[START OF Provided material]

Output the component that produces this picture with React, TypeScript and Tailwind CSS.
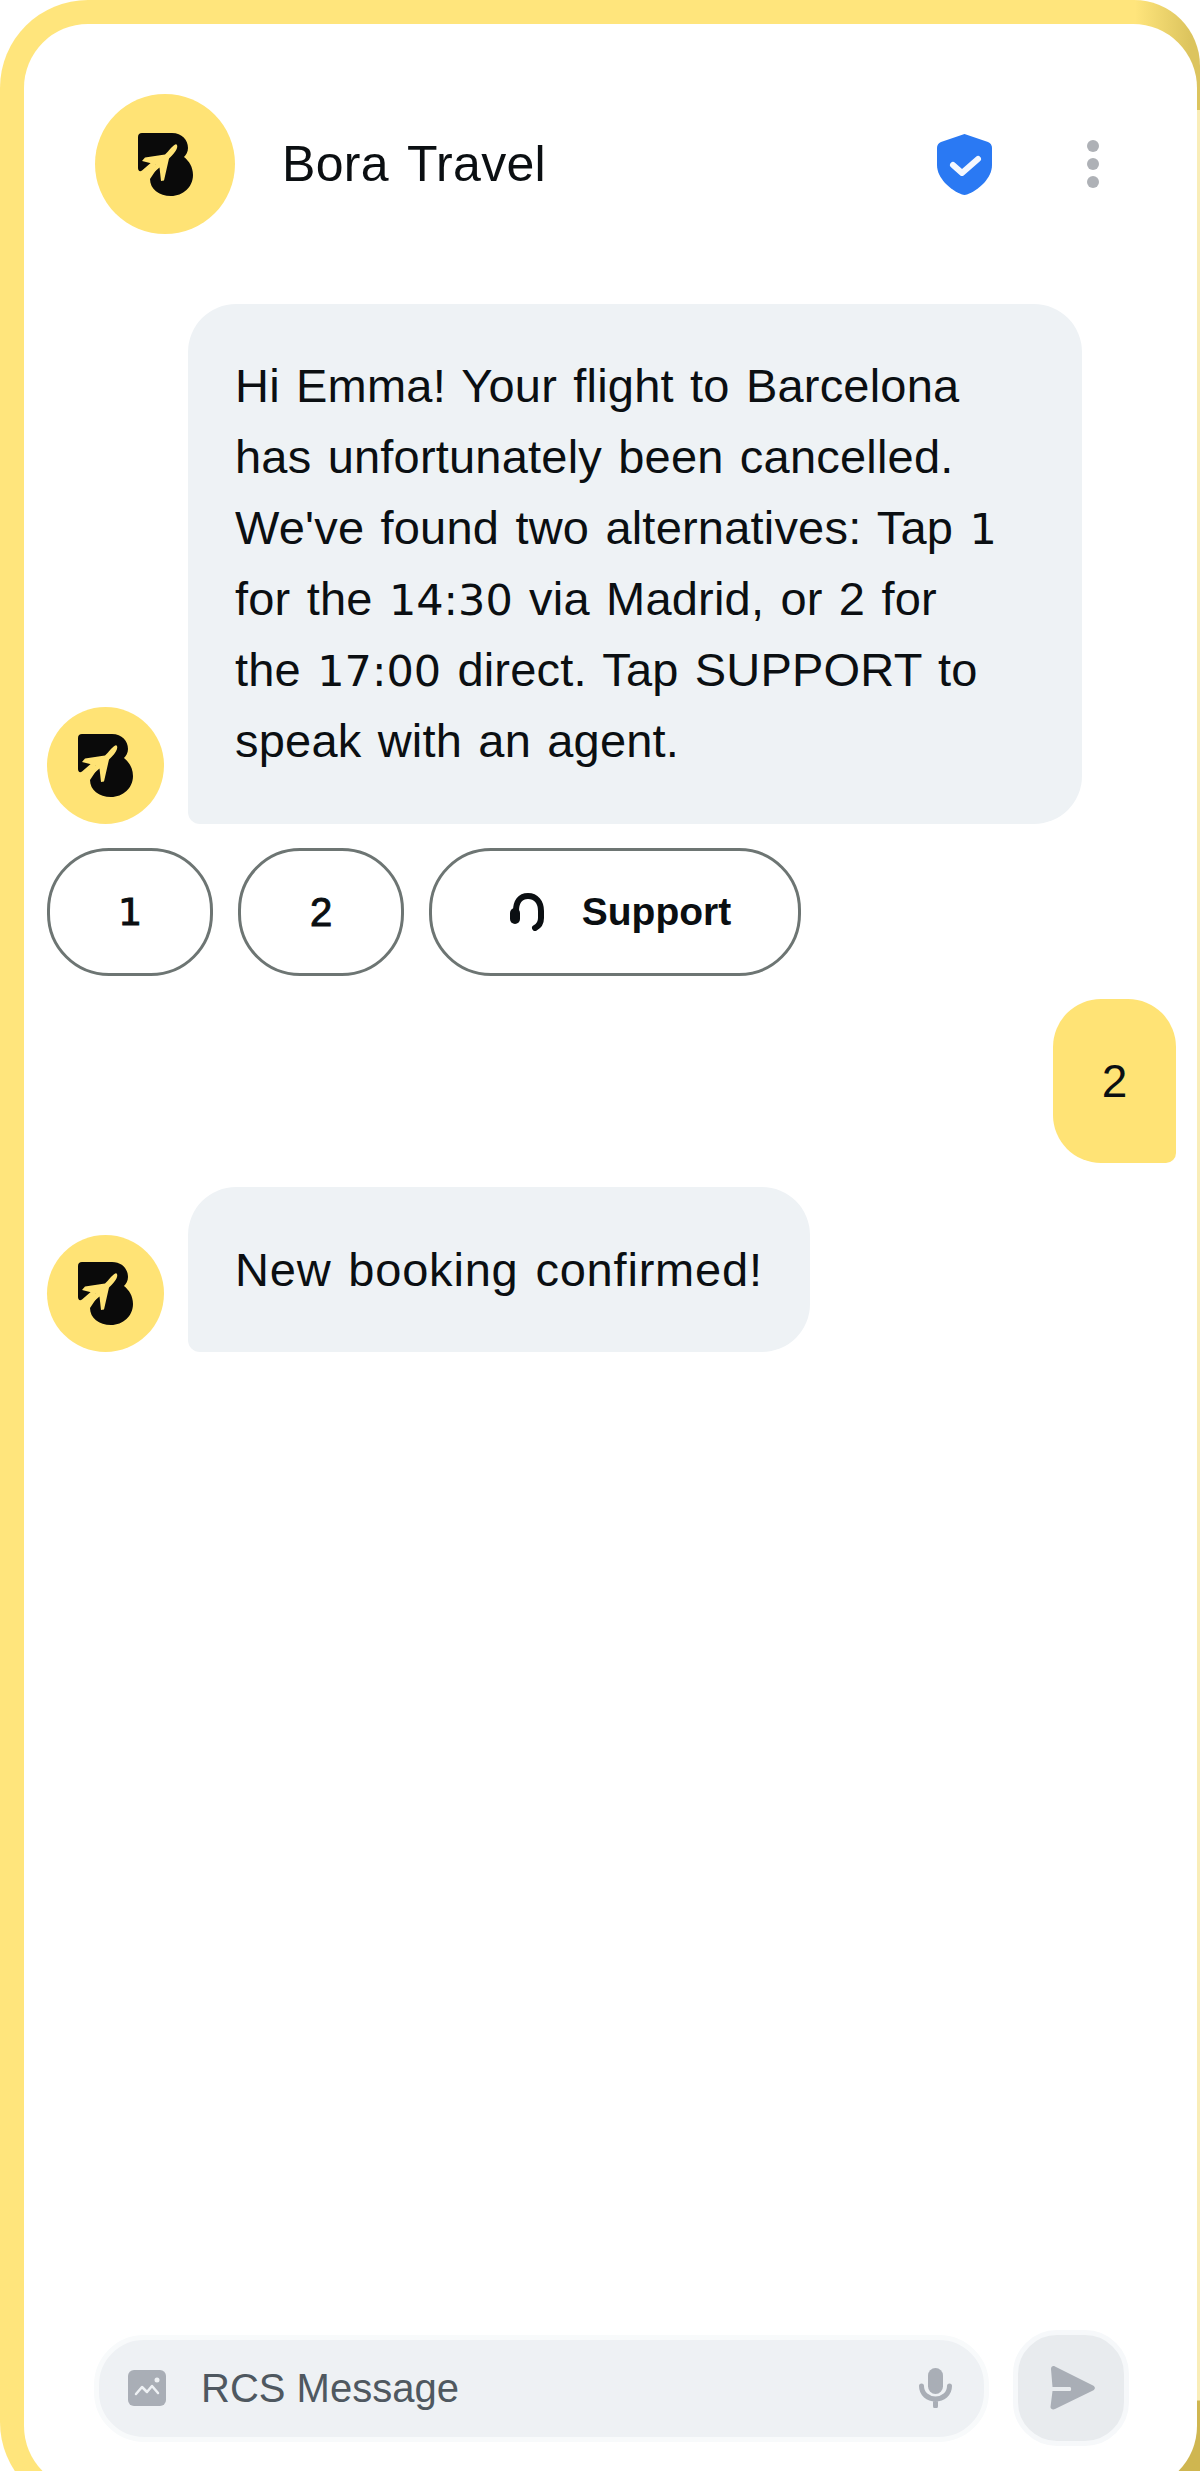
import React from "react";

const Logo = () => (
  <svg viewBox="0 0 55 63" className="w-[55px] h-[63px]">
    <path fill="#0a0a0a" d="M4 0H34C44 0 50 7 50 15C50 19 48 22 46 24C51 28 55 34 55 42C55 54 45 63 33 63C21 63 12 56 12 46L20 34L15 28L4 37.5C2 39 0 38 0 35V4C0 1.5 1.5 0 4 0Z" />
    <path fill="#ffe375" d="M38.5 11.5C40.5 13 38.5 18 34 22.5L31 25.5L26 47.5L23 48L21.5 34.5L14 41L12 39L18 31.5L4 28L7 24.5L27 21.5L30 18.5C33 15 37 10.5 38.5 11.5Z" />
  </svg>
);

const Avatar = ({ big = false }: { big?: boolean }) => (
  <div className={big ? "w-[140px] h-[140px] shrink-0 rounded-full bg-[#ffe375] flex items-center justify-center" : "w-[117px] h-[117px] shrink-0 rounded-full bg-[#ffe375] flex items-center justify-center"}>
    <Logo />
  </div>
);

const Num = ({ children }: { children: string }) => <span className="font-['DejaVu_Sans',sans-serif] text-[43px] leading-[1] tracking-normal">{children}</span>;

export default function App() {
  return (
    <div className="h-[2471px] w-[1200px] overflow-hidden bg-white font-['Liberation_Sans',Arial,sans-serif] text-[#0b0f12]">
      <div className="h-[2510px] overflow-hidden rounded-tl-[88px] rounded-tr-[66px] rounded-bl-[88px] pt-[24px] pl-[24px] pr-[3px] bg-[#ffe57c] bg-[linear-gradient(90deg,#ffe57c_1135px,#dcc45e_1190px),radial-gradient(circle_at_1200px_2471px,#cfb650_70px,transparent_71px),linear-gradient(#f9edb8,#f9edb8)] bg-no-repeat bg-[size:100%_110px,100%_100%,3px_2400px] bg-[position:0_0,0_0,100%_110px]">
        <div className="h-[2466px] rounded-[64px] bg-white flex flex-col pl-[23px] pr-[21px]">
          <header className="flex items-center pt-[70px] pl-[48px]">
            <Avatar big />
            <h1 className="ml-[47px] text-[50px] leading-[60px] font-normal tracking-[0.3px] [word-spacing:5px]">Bora Travel</h1>
            <svg viewBox="0 0 55 61" className="ml-auto w-[55px] h-[61px]">
              <path fill="#2a79f3" d="M27.5 0L51 8C53.5 9 55 11 55 14V31C55 44 42 56 30 60.5C28.5 61 26.5 61 25 60.5C13 56 0 44 0 31V14C0 11 1.5 9 4 8Z" />
              <path fill="none" stroke="#f4f8ff" strokeWidth="6" strokeLinecap="round" strokeLinejoin="round" d="M16 31L25 39L41 25" />
            </svg>
            <div className="ml-[95px] mr-[77px] flex flex-col gap-[6px]">
              <span className="block w-[12px] h-[12px] rounded-full bg-[#aeb1b6]" />
              <span className="block w-[12px] h-[12px] rounded-full bg-[#aeb1b6]" />
              <span className="block w-[12px] h-[12px] rounded-full bg-[#aeb1b6]" />
            </div>
          </header>

          <section className="mt-[70px] flex items-end gap-[24px]">
            <Avatar />
            <div className="w-[894px] rounded-[48px] rounded-bl-[12px] bg-[#eef2f5] pl-[47px] pr-[84px] pt-[46px] pb-[48px] text-[47px] leading-[71px] tracking-[0.2px] [word-spacing:3px]">
              Hi Emma! Your flight to Barcelona has unfortunately been cancelled. We've found two alternatives: Tap <Num>1</Num> for the <Num>14:30</Num> via Madrid, or 2 for the <Num>17:00</Num> direct. Tap SUPPORT to speak with an agent.
            </div>
          </section>

          <div className="mt-[24px] flex gap-[25px]">
            <button className="w-[166px] h-[128px] rounded-[62px] border-[3px] border-[#6d7573] font-['DejaVu_Sans',sans-serif] text-[38px] [-webkit-text-stroke:1px_#0b0f12]">1</button>
            <button className="w-[166px] h-[128px] rounded-[62px] border-[3px] border-[#6d7573] text-[40px] [-webkit-text-stroke:1px_#0b0f12]">2</button>
            <button className="w-[372px] h-[128px] rounded-[62px] border-[3px] border-[#6d7573] text-[39px] font-bold flex items-center justify-center gap-[34px] pl-[9px]">
              <svg viewBox="0 0 40 38" className="w-[40px] h-[38px]">
                <path fill="none" stroke="#0b0f12" strokeWidth="6" strokeLinecap="round" d="M8 22V18C8 9 12 3 20 3C28 3 33 9 33 18V25C33 30 31 33 27 35" />
                <rect x="2" y="15" width="10" height="16" rx="5" fill="#0b0f12" />
              </svg>
              <span>Support</span>
            </button>
          </div>

          <div className="mt-[23px] flex justify-end">
            <div className="w-[123px] h-[164px] rounded-[48px] rounded-br-[10px] bg-[#ffe375] flex items-center justify-center text-[46px]">2</div>
          </div>

          <section className="mt-[24px] flex items-end gap-[24px]">
            <Avatar />
            <div className="w-[622px] rounded-[48px] rounded-bl-[12px] bg-[#eef2f5] px-[47px] py-[47px] text-[47px] leading-[71px] tracking-[0.8px] [word-spacing:3px] whitespace-nowrap">New booking confirmed!</div>
          </section>

          <footer className="mt-auto pb-[44px] pl-[47px] pr-[47px] flex items-center justify-between">
            <div className="w-[895px] h-[107px] rounded-[50px] bg-[#eef1f4] border-[5px] border-[#f8fafb] flex items-center pl-[29px] pr-[32px]">
              <svg viewBox="0 0 38 36" className="w-[38px] h-[36px] shrink-0">
                <rect width="38" height="36" rx="6" fill="#a9aeb6" />
                <path fill="none" stroke="#eef1f4" strokeWidth="2.5" strokeLinecap="round" strokeLinejoin="round" d="M8 24L14 17L19 22L24 16L30 23" />
                <circle cx="29" cy="10" r="2.5" fill="#eef1f4" />
              </svg>
              <span className="ml-[35px] text-[40px] text-[#4f5860]">RCS Message</span>
              <svg viewBox="0 0 33 40" className="ml-auto w-[33px] h-[40px] shrink-0">
                <rect x="9" width="15" height="26" rx="7.5" fill="#a9aeb6" />
                <path fill="none" stroke="#a9aeb6" strokeWidth="5" strokeLinecap="round" d="M2.5 18C2.5 26 9 31 16.5 31C24 31 30.5 26 30.5 18M16.5 31V38" />
              </svg>
            </div>
            <div className="w-[116px] h-[116px] rounded-[44px] bg-[#e8ebee] border-[5px] border-[#f6f8fa] flex items-center justify-center">
              <svg viewBox="0 0 45 44" className="w-[45px] h-[44px] ml-[3px]">
                <path fill="#a9aeb6" d="M1 3C1 0.5 3 -0.5 5 0.5L43 19.5C45.5 21 45.5 23 43 24.5L5 43C3 44 0.5 43 0.5 41L2.5 25H20C21.5 25 21.5 21 20 21H2.5Z" />
              </svg>
            </div>
          </footer>
        </div>
      </div>
    </div>
  );
}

[END OF Provided material]

### What is needed
Please quote the lines of the material, beginning with the first and ending with the one that contains "import React from", exactly as written and without any pictures.

### Written response
Output the component that produces this picture with React, TypeScript and Tailwind CSS.
import React from "react";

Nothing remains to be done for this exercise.